Lapwings are by nature nervous birds – vulnerable as ground feeding, roosting and nesting species – and observing them by day I could see the reason for their neurotic state.

I sought out the lapwing pair with two young again after a week or so. I was pleased to see the youngsters doing well, rapidly growing in size. They appeared more agile, more sure-footed and more likely to run when threatened. And I could see traces of the subtle plumage, mixing whites and greys and blacks, of the adults. The young birds moved through the grass, picking at insects as they went, all the while still guarded by parents with an eye on the forest ravens passing across the Fingerpost Track, high in the sky.
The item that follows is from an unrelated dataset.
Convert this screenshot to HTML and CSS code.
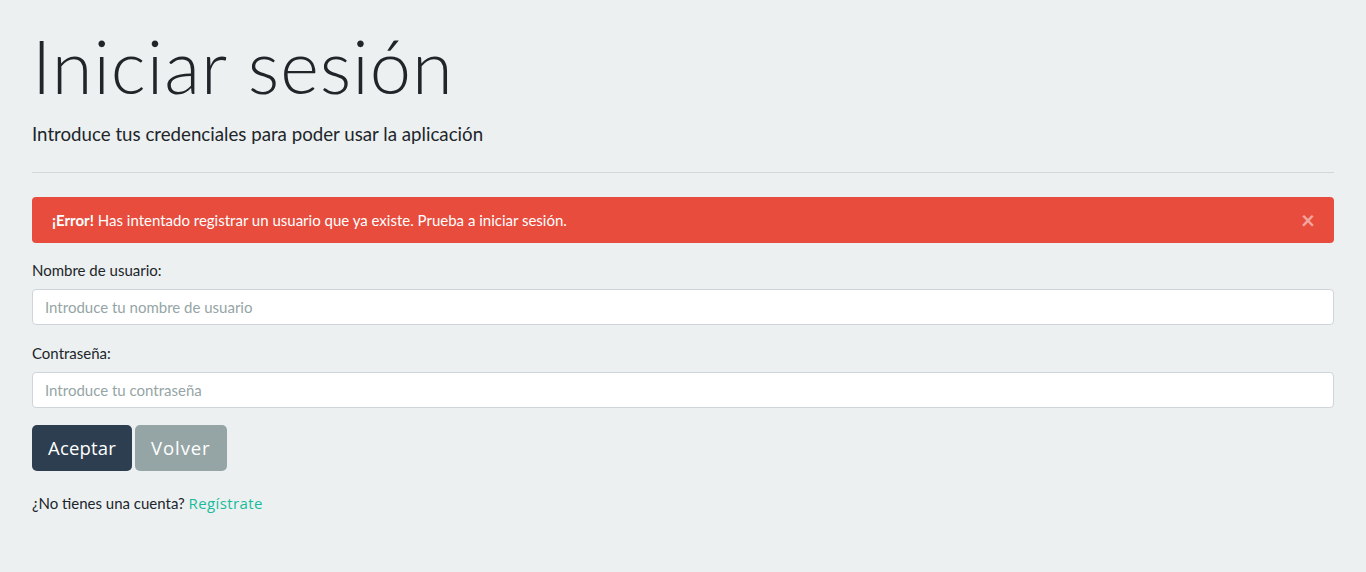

The weather was warming, and you could smell spring on winds heavy with pollen, fecund and sweet. The sun graced the mountain for more and more hours each day, and more and more birds were climbing to the summit to select breeding sites. Many of the migrant species had yet to arrive, but the volume of resident birds was growing has they completed a domestic migration from lowland to highland.

I could see numbers of fantails building up – some of these no doubt coming from across Bass Strait, to join fantails who had braved the Tasmanian winter – and at the site of the old Springs Hotel I found a female flame robin, identified from other female robins by the white “tick” shape (like the Nike sportswear logo), on her closed wings. And all the while the cuckoos called.

The last few days of September saw high winds, which forced the closure of the Salamanca Market in the city. I avoided the mountain for a few days and when I returned the trails and paths were littered with fallen trees. Heavy rains had swollen streams and rivulets as water poured from higher ground.

Amid fallen trees, gusting winds and raging streams a spotted pardalote quietly, gently and fastidiously gathered nesting material for a nest at the end of a tunnel that had been dug into an embankment under the Silver Falls Track.